/---

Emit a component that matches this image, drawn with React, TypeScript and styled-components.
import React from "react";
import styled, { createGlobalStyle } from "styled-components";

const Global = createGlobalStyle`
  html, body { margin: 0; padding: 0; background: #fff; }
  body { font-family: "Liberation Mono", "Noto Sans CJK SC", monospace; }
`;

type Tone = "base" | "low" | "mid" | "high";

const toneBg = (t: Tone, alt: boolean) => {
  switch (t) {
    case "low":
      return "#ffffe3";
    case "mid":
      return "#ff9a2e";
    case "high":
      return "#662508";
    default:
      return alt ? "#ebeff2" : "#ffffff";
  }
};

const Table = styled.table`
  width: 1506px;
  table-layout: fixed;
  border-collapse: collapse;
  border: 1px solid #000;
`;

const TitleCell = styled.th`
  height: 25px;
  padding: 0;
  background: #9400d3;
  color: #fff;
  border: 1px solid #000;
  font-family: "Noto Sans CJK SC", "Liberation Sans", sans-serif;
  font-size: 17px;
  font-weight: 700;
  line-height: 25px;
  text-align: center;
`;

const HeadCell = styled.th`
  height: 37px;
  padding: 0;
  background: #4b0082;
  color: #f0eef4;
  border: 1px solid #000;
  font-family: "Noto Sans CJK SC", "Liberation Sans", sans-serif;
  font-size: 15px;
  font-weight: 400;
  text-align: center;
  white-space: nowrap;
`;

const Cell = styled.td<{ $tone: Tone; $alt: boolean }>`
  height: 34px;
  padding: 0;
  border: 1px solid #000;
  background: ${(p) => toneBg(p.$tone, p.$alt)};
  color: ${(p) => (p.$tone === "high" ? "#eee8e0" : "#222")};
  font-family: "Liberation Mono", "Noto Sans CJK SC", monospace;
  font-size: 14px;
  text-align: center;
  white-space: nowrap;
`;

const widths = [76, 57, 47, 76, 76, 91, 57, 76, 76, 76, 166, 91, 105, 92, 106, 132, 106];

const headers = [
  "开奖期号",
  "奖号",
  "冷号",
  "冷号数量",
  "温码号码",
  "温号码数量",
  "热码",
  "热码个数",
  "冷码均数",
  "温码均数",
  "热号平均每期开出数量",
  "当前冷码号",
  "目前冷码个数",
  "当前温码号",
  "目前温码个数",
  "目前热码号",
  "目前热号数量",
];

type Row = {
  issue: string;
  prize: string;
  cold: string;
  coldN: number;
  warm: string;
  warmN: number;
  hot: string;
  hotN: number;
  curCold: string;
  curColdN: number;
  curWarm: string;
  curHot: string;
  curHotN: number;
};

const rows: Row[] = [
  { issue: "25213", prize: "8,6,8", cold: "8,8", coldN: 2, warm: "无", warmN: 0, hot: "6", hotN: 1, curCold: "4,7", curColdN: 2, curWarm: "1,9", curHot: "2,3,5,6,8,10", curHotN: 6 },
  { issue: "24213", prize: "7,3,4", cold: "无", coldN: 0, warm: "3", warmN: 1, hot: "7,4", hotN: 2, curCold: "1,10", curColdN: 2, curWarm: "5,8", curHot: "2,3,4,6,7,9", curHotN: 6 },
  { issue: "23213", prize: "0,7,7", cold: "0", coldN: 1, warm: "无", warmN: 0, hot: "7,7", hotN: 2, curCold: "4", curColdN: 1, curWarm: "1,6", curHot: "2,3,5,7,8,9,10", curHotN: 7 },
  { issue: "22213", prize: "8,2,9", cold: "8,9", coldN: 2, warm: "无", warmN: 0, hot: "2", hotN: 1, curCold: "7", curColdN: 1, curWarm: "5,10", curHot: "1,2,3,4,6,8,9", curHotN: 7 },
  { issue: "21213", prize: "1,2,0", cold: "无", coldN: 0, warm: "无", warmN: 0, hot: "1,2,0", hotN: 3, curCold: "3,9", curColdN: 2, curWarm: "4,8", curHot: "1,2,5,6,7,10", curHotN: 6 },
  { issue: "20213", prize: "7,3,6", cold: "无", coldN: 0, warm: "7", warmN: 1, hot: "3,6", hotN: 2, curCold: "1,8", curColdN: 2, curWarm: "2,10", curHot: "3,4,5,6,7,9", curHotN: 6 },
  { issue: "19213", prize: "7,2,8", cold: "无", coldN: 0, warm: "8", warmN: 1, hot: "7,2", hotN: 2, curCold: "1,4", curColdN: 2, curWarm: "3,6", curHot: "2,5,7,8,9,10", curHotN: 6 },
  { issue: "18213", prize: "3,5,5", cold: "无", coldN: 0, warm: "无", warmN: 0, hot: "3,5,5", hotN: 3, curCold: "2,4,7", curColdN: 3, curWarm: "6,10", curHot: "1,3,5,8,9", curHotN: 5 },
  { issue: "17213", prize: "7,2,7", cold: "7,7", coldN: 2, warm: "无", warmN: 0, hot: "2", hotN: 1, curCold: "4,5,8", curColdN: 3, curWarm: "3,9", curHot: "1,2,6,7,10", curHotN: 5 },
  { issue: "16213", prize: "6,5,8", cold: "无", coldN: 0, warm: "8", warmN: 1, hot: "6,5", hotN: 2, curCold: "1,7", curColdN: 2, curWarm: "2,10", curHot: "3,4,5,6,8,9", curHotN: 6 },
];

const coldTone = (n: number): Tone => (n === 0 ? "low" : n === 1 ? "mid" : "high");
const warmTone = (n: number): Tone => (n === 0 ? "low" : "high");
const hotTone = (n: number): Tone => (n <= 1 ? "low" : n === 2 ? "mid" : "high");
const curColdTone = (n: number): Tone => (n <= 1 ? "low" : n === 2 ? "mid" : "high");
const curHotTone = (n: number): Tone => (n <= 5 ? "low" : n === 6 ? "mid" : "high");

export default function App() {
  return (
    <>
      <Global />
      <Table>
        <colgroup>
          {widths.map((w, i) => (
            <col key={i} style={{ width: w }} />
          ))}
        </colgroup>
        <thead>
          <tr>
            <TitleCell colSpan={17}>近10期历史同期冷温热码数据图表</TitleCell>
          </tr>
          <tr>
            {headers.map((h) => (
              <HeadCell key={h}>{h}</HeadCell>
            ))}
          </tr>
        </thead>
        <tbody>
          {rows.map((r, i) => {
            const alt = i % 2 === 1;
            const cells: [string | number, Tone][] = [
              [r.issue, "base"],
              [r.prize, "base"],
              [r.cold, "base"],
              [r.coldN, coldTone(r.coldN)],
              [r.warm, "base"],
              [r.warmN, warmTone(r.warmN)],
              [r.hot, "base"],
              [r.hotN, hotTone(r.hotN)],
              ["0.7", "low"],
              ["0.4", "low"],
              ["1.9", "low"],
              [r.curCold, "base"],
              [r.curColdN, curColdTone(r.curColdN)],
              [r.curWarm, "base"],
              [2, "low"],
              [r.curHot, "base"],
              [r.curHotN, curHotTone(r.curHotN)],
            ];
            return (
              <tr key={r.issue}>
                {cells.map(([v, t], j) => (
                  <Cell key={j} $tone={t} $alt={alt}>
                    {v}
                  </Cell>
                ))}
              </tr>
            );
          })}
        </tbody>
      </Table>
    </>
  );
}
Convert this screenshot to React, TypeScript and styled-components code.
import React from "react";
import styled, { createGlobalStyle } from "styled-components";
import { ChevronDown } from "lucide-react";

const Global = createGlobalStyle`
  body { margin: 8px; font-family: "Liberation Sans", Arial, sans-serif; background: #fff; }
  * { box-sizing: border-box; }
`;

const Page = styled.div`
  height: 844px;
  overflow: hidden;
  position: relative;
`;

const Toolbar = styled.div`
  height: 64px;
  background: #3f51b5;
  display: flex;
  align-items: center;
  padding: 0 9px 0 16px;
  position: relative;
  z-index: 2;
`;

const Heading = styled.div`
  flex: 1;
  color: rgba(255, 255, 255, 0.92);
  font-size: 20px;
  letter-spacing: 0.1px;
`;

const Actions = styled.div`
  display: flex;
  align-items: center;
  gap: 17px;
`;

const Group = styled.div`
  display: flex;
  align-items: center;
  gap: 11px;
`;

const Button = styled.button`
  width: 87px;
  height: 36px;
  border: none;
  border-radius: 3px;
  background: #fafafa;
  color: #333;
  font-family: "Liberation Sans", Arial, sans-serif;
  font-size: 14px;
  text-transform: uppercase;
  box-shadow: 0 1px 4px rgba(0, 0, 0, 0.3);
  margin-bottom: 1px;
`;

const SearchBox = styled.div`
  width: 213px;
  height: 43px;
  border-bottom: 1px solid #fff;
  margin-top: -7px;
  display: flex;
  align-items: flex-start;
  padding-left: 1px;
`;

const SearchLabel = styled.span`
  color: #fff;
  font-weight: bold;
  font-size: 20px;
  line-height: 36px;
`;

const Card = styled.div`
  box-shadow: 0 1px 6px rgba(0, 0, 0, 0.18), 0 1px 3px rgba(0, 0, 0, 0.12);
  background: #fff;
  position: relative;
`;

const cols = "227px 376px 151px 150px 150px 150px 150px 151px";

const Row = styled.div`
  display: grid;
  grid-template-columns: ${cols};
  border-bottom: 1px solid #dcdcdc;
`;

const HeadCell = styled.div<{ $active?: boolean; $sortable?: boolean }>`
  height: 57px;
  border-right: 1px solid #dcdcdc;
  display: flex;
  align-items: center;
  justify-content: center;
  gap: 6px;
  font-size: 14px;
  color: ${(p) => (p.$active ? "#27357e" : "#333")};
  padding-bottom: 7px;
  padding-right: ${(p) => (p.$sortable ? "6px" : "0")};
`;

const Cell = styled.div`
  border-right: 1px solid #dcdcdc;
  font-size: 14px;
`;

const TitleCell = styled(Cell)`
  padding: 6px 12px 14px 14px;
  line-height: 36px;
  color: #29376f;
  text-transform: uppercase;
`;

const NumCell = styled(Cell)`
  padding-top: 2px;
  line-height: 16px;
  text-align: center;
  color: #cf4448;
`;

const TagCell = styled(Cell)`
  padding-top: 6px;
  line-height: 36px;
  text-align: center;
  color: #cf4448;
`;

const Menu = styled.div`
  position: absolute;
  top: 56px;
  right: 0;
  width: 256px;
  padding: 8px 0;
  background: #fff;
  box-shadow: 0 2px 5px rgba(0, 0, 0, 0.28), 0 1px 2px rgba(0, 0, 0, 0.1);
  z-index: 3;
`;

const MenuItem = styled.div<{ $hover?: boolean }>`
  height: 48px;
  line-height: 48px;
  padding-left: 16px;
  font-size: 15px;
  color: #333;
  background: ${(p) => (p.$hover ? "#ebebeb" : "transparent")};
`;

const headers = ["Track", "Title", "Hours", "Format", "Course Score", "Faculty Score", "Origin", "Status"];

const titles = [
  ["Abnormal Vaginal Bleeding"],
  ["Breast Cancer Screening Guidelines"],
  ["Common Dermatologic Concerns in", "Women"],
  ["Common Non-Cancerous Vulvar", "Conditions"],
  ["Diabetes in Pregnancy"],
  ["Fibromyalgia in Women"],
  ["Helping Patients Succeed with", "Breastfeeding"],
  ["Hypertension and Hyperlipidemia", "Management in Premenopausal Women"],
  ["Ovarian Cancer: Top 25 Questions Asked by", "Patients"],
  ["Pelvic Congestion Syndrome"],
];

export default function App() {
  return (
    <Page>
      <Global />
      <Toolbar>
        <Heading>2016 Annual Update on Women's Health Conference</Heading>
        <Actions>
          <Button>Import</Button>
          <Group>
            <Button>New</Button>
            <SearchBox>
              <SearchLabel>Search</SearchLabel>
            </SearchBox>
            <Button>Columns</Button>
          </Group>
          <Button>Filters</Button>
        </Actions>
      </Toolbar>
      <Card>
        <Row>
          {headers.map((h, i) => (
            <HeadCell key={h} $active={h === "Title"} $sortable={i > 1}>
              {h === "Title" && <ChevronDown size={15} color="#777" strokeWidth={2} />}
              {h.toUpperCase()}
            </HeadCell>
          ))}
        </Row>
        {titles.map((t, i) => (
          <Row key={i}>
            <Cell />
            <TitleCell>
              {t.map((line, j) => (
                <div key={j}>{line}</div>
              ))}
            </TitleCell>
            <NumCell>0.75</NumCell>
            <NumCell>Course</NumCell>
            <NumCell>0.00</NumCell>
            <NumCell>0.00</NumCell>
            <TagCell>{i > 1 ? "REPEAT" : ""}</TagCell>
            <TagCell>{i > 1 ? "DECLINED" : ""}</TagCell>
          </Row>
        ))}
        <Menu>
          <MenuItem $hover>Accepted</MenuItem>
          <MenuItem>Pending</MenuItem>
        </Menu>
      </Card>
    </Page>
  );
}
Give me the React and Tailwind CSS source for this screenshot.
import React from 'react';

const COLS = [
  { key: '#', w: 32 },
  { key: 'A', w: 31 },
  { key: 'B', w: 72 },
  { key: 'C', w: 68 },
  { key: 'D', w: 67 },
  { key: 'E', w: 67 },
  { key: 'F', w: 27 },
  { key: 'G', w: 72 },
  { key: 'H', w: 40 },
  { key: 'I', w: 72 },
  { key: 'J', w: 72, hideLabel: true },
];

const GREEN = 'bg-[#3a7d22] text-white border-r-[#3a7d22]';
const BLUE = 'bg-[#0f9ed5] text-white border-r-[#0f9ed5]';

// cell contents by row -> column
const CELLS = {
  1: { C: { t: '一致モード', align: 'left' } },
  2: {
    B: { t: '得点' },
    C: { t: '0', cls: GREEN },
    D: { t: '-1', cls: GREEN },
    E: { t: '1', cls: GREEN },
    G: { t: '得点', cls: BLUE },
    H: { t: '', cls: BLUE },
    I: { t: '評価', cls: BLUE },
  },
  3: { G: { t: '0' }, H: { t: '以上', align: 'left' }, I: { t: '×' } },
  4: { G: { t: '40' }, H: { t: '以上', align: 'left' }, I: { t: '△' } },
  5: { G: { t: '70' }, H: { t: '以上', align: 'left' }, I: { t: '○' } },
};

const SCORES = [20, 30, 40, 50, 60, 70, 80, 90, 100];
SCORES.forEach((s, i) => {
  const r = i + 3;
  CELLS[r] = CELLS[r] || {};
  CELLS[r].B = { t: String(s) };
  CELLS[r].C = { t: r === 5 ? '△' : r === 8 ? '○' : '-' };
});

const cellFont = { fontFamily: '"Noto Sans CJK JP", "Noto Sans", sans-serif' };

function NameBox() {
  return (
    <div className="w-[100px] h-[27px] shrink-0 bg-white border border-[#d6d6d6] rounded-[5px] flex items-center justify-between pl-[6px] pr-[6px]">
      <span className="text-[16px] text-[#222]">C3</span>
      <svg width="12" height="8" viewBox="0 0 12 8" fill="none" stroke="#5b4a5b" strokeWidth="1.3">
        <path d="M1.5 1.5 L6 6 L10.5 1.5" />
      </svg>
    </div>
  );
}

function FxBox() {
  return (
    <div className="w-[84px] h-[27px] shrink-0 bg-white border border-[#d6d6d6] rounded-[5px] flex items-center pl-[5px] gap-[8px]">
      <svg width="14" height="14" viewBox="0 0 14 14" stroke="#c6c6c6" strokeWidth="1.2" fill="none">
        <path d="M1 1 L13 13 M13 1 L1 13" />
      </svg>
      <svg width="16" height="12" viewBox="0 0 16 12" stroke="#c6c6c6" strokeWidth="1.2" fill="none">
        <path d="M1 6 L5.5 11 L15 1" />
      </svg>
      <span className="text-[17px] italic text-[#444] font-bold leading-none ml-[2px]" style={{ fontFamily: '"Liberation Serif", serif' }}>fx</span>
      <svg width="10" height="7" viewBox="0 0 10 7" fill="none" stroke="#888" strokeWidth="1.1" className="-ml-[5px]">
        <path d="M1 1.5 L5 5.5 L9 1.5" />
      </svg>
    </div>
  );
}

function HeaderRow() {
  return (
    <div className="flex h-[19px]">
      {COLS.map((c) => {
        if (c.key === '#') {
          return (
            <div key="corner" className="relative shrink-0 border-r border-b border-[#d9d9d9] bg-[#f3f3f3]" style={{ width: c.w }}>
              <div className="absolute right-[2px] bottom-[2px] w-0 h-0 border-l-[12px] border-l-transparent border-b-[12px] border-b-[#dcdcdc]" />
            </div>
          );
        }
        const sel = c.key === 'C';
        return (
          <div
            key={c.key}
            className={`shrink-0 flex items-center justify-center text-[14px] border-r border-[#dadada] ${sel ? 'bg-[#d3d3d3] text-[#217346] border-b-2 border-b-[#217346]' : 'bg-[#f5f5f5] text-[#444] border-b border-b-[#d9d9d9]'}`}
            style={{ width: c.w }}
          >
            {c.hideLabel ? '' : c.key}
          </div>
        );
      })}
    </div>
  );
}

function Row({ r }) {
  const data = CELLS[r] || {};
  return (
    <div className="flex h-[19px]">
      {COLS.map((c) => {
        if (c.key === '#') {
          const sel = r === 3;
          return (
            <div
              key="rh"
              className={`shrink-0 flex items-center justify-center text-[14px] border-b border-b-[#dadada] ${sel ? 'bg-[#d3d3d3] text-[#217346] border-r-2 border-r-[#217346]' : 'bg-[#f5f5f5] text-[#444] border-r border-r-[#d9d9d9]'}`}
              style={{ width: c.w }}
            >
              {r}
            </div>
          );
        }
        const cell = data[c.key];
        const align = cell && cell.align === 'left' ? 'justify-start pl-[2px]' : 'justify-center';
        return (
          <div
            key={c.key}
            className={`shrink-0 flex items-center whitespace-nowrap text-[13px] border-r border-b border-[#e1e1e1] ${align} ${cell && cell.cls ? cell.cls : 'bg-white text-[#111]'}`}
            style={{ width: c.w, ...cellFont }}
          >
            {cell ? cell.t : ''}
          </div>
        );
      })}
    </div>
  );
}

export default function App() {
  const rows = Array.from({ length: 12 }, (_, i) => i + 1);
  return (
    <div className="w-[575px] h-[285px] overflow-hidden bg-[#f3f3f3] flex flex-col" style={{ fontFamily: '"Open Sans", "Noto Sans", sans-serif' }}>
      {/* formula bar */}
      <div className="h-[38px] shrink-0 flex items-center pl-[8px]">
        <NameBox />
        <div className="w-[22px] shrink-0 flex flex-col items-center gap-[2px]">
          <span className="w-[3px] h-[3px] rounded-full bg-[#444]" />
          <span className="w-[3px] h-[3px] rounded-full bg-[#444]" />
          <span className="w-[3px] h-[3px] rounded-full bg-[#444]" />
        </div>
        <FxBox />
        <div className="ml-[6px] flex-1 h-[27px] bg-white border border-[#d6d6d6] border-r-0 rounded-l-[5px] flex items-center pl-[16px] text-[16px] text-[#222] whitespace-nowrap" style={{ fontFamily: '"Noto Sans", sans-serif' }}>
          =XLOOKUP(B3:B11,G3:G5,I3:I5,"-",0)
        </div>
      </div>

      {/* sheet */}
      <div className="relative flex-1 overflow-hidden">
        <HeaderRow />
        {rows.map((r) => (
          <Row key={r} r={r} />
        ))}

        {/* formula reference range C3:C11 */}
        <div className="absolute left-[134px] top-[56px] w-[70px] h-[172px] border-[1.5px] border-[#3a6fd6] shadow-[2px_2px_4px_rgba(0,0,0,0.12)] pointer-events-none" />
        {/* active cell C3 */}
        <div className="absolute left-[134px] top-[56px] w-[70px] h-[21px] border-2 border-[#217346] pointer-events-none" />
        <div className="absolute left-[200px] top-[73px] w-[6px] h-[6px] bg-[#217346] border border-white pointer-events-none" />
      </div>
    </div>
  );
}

\---

» **Prompt**
Single out each line of the records above with the string "screenshot" in it, and copy it.

» **Worked answer**
Convert this screenshot to React, TypeScript and styled-components code.
Give me the React and Tailwind CSS source for this screenshot.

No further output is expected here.